Exercise brief >> From the entries that follow, pick out all lines holding "page".

(Data records)
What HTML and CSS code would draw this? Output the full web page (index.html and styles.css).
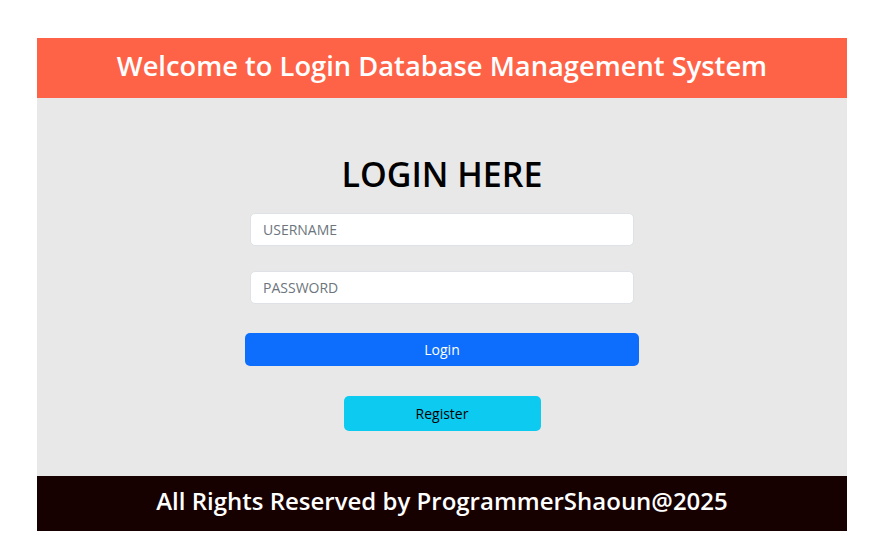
FILE: index.html
```html
<!DOCTYPE html>
<html>
<head>
<meta charset="utf-8">
<title>Login</title>
<link rel="stylesheet" href="styles.css">
</head>
<body>
<div class="page">
  <header class="top">Welcome to Login Database Management System</header>
  <main class="main">
    <h1 class="title">LOGIN HERE</h1>
    <form class="form">
      <input class="field" type="text" placeholder="USERNAME">
      <input class="field" type="password" placeholder="PASSWORD">
      <button type="button" class="btn btn-login">Login</button>
      <button type="button" class="btn btn-register">Register</button>
    </form>
  </main>
  <footer class="bottom">All Rights Reserved by ProgrammerShaoun@2025</footer>
</div>
</body>
</html>
```

FILE: styles.css
```css
html, body {
  margin: 0;
  padding: 0;
  background: #ffffff;
}
body {
  font-family: "Open Sans", "Noto Sans", sans-serif;
}
.page {
  width: 810px;
  margin: 38px 0 0 37px;
  display: flex;
  flex-direction: column;
}
.top {
  height: 60px;
  box-sizing: border-box;
  padding-bottom: 5px;
  background: #ff6347;
  color: #ffffff;
  font-weight: 600;
  font-size: 27.3px;
  display: flex;
  align-items: center;
  justify-content: center;
}
.main {
  height: 378px;
  background: #e8e8e8;
  display: flex;
  flex-direction: column;
  align-items: center;
  box-sizing: border-box;
  padding-top: 52px;
}
.title {
  margin: 0;
  height: 50px;
  line-height: 48px;
  font-size: 34px;
  font-weight: 600;
  color: #000000;
}
.form {
  display: flex;
  flex-direction: column;
  align-items: center;
  margin-top: 13px;
}
.field {
  width: 384px;
  height: 33px;
  box-sizing: border-box;
  border: 1px solid #dee2e6;
  border-radius: 5px;
  background: #ffffff;
  padding: 0 12px;
  font-family: inherit;
  font-size: 14px;
  color: #212529;
  margin-bottom: 25px;
  outline: none;
}
.field::placeholder {
  color: #6c757d;
}
.field + .field {
  margin-bottom: 29px;
}
.btn {
  border: none;
  border-radius: 5px;
  font-family: inherit;
  font-size: 14px;
  padding: 0;
  cursor: pointer;
}
.btn-login {
  width: 394px;
  height: 33px;
  background: #0d6efd;
  color: #ffffff;
  margin-bottom: 30px;
}
.btn-register {
  width: 197px;
  height: 35px;
  background: #0dcaf0;
  color: #000000;
}
.bottom {
  height: 55px;
  box-sizing: border-box;
  padding-bottom: 6px;
  background: #170000;
  color: #ffffff;
  font-weight: 600;
  font-size: 24px;
  display: flex;
  align-items: center;
  justify-content: center;
}
```
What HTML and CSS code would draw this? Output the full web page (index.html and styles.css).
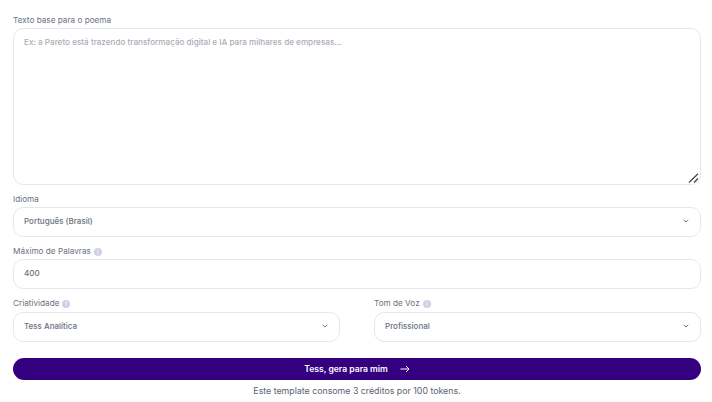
FILE: index.html
```html
<!DOCTYPE html>
<html lang="pt-BR">
<head>
  <meta charset="UTF-8" />
  <meta name="viewport" content="width=device-width, initial-scale=1.0"/>
  <title>Tess Template</title>
  <link rel="stylesheet" href="styles.css">
</head>
<body>

<form class="form">
  <div class="field">
    <label class="label">Texto base para o poema</label>
    <div class="textarea-wrap">
      <textarea class="textarea" placeholder="Ex: a Pareto está trazendo transformação digital e IA para milhares de empresas..."></textarea>
      <svg class="grip" viewBox="0 0 11 10"><path d="M1 9.5 10 .8M6 9.5 10 5.5"/></svg>
    </div>
  </div>

  <div class="field">
    <label class="label">Idioma</label>
    <div class="input">
      <span>Português (Brasil)</span>
      <svg class="chevron" viewBox="0 0 6 4"><path d="M.7.8 3 3.1 5.3.8"/></svg>
    </div>
  </div>

  <div class="field">
    <label class="label">Máximo de Palavras <span class="info">i</span></label>
    <div class="input"><span>400</span></div>
  </div>

  <div class="row">
    <div class="field">
      <label class="label">Criatividade <span class="info">i</span></label>
      <div class="input">
        <span>Tess Analítica</span>
        <svg class="chevron" viewBox="0 0 6 4"><path d="M.7.8 3 3.1 5.3.8"/></svg>
      </div>
    </div>
    <div class="field">
      <label class="label">Tom de Voz <span class="info">i</span></label>
      <div class="input">
        <span>Profissional</span>
        <svg class="chevron" viewBox="0 0 6 4"><path d="M.7.8 3 3.1 5.3.8"/></svg>
      </div>
    </div>
  </div>

  <button class="submit" type="button">
    Tess, gera para mim
    <svg class="arrow" viewBox="0 0 10 8"><path d="M.5 4H9M6 1 9 4 6 7"/></svg>
  </button>
  <p class="note">Este template consome 3 créditos por 100 tokens.</p>
</form>

</body>
</html>
```

FILE: styles.css
```css
* { margin: 0; padding: 0; box-sizing: border-box; }

body {
  font-family: 'Inter', sans-serif;
  background: #fff;
  color: #4b5563;
}

.form {
  padding: 16px 11px 0 13px;
  display: flex;
  flex-direction: column;
  gap: 10px;
}

.field {
  display: flex;
  flex-direction: column;
  gap: 3px;
}

.row .field {
  gap: 4px;
}

.label {
  display: flex;
  align-items: center;
  gap: 3px;
  height: 9px;
  font-size: 8.2px;
  line-height: 9px;
  color: #6b7280;
}

.info {
  width: 8px;
  height: 8px;
  border-radius: 50%;
  background: #cdd1e4;
  color: #fff;
  font-size: 6px;
  line-height: 8px;
  text-align: center;
}

.textarea-wrap {
  position: relative;
}

.textarea {
  display: block;
  width: 100%;
  height: 157px;
  padding: 8px 10px;
  border: 1px solid #e5e7eb;
  border-radius: 10px;
  outline: none;
  resize: none;
  font-family: inherit;
  font-size: 8.15px;
  font-weight: 500;
  line-height: 10px;
  color: #4b5563;
}

.textarea::placeholder {
  color: #a9adb8;
}

.grip {
  position: absolute;
  right: 2px;
  bottom: 2px;
  width: 11px;
  height: 10px;
  fill: none;
  stroke: #444;
  stroke-width: 1.2;
}

.input {
  display: flex;
  align-items: center;
  justify-content: space-between;
  height: 30px;
  padding: 0 11px 2px 10px;
  border: 1px solid #e5e7eb;
  border-radius: 10px;
  font-size: 8px;
  font-weight: 500;
  color: #6a7080;
}

.chevron {
  width: 6px;
  height: 4px;
  fill: none;
  stroke: #6b7280;
  stroke-width: 1;
}

.row {
  display: grid;
  grid-template-columns: 327px 327px;
  justify-content: space-between;
}

.submit {
  display: flex;
  align-items: center;
  justify-content: center;
  gap: 12px;
  height: 22px;
  margin-top: 6px;
  border: none;
  border-radius: 11px;
  background: #350080;
  color: #fff;
  font-family: inherit;
  font-size: 8.6px;
  font-weight: 600;
}

.arrow {
  width: 10px;
  height: 8px;
  fill: none;
  stroke: #fff;
  stroke-width: 1;
}

.note {
  margin-top: -5px;
  font-size: 8.8px;
  line-height: 11px;
  text-align: center;
  color: #5b6270;
}
```
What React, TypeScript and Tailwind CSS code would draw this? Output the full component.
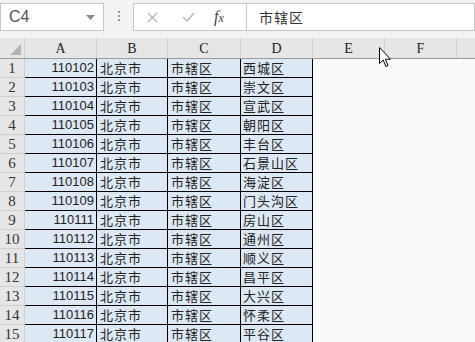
const rows = [
  ["110102", "西城区"],
  ["110103", "崇文区"],
  ["110104", "宣武区"],
  ["110105", "朝阳区"],
  ["110106", "丰台区"],
  ["110107", "石景山区"],
  ["110108", "海淀区"],
  ["110109", "门头沟区"],
  ["110111", "房山区"],
  ["110112", "通州区"],
  ["110113", "顺义区"],
  ["110114", "昌平区"],
  ["110115", "大兴区"],
  ["110116", "怀柔区"],
  ["110117", "平谷区"],
];

const cols = [
  { label: "A", w: "w-[72px]" },
  { label: "B", w: "w-[71px]" },
  { label: "C", w: "w-[73px]" },
  { label: "D", w: "w-[72px]" },
  { label: "E", w: "w-[72px]" },
  { label: "F", w: "w-[72px]" },
];

const cjk = "font-['Noto_Sans_CJK_SC',sans-serif]";
const serif = "font-['Liberation_Serif',serif]";

function Cursor() {
  return (
    <svg
      className="absolute left-[379px] top-[47px]"
      width="13"
      height="21"
      viewBox="0 0 13 21"
    >
      <path
        d="M0.5 0.5 L0.5 16.5 L4.2 13 L6.8 19.5 L9 18.6 L6.4 12.2 L11.5 12.2 Z"
        fill="#fff"
        stroke="#000"
        strokeWidth="1"
        strokeLinejoin="miter"
      />
    </svg>
  );
}

export default function App() {
  return (
    <div className="relative h-[342px] w-[475px] overflow-hidden bg-[#f3f3f3] font-['Liberation_Sans',sans-serif]">
      {/* formula bar */}
      <div className="flex h-[38px] items-start pt-[3px]">
        <div className="flex h-[28px] w-[104px] items-center justify-between border border-[#c6c6c6] bg-white pl-[8px] pr-[8px]">
          <span className="text-[16px] font-light text-[#555]">C4</span>
          <svg width="9" height="5" viewBox="0 0 9 5">
            <path d="M0 0 L9 0 L4.5 5 Z" fill="#888" />
          </svg>
        </div>
        <div className="flex w-[29px] flex-col items-center gap-[2px] pt-[8px]">
          <span className="h-[2px] w-[2px] bg-[#999]" />
          <span className="h-[2px] w-[2px] bg-[#999]" />
          <span className="h-[2px] w-[2px] bg-[#999]" />
        </div>
        <div className="flex h-[28px] w-[114px] items-center border border-[#c6c6c6] bg-white">
          <svg className="ml-[13px]" width="11" height="11" viewBox="0 0 11 11">
            <path d="M1 1 L10 10 M10 1 L1 10" stroke="#b5b5b5" strokeWidth="1.3" />
          </svg>
          <svg className="ml-[24px]" width="13" height="10" viewBox="0 0 13 10">
            <path d="M1 5 L5 9 L12 1" stroke="#b5b5b5" strokeWidth="1.5" fill="none" />
          </svg>
          <span className={`${serif} ml-[19px] text-[16px] italic text-[#444]`}>
            f<span className="text-[12px]">x</span>
          </span>
        </div>
        <div className="flex h-[28px] flex-1 items-center border border-l-0 border-[#c6c6c6] bg-white pl-[12px]">
          <span className={`${cjk} text-[14px] tracking-[1px] text-[#333]`}>市辖区</span>
        </div>
      </div>

      {/* sheet */}
      <div className="flex h-[21px] border-b border-[#9c9c9c] bg-[#e6e6e6]">
        <div className="flex w-[25px] items-end justify-end border-r border-[#cfcfcf] pb-[3px] pr-[3px]">
          <svg width="11" height="11" viewBox="0 0 11 11">
            <path d="M11 0 L11 11 L0 11 Z" fill="#b4b4b4" />
          </svg>
        </div>
        {cols.map((c) => (
          <div
            key={c.label}
            className={`${c.w} ${serif} flex shrink-0 items-center justify-center border-r border-[#cfcfcf] text-[14px] text-[#222]`}
          >
            {c.label}
          </div>
        ))}
        <div className="flex-1" />
      </div>

      <div className="bg-[#fafafa]">
        {rows.map(([code, dist], i) => (
          <div key={code} className="flex h-[19px]">
            <div
              className={`${serif} flex w-[25px] shrink-0 items-center justify-center border-r border-b border-[#cfcfcf] bg-[#e6e6e6] text-[15px] text-[#333]`}
            >
              {i + 1}
            </div>
            <div className="flex w-[72px] shrink-0 items-center justify-end border-r border-b border-black bg-[#dde8f5] pr-[2px] text-[13px] text-[#222]">
              {code}
            </div>
            <div className={`${cjk} flex w-[71px] shrink-0 items-center border-r border-b border-black bg-[#dde8f5] pl-[3px] text-[13px] tracking-[1px] text-[#222]`}>
              北京市
            </div>
            <div className={`${cjk} flex w-[73px] shrink-0 items-center border-r border-b border-black bg-[#dde8f5] pl-[3px] text-[13px] tracking-[1px] text-[#222]`}>
              市辖区
            </div>
            <div className={`${cjk} flex w-[72px] shrink-0 items-center border-r border-b border-black bg-[#dde8f5] pl-[2px] text-[13px] tracking-[1px] text-[#222]`}>
              {dist}
            </div>
            <div className="flex-1" />
          </div>
        ))}
      </div>

      <Cursor />
    </div>
  );
}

Worked solution >>
What HTML and CSS code would draw this? Output the full web page (index.html and styles.css).
<div class="page">
.page {
What HTML and CSS code would draw this? Output the full web page (index.html and styles.css).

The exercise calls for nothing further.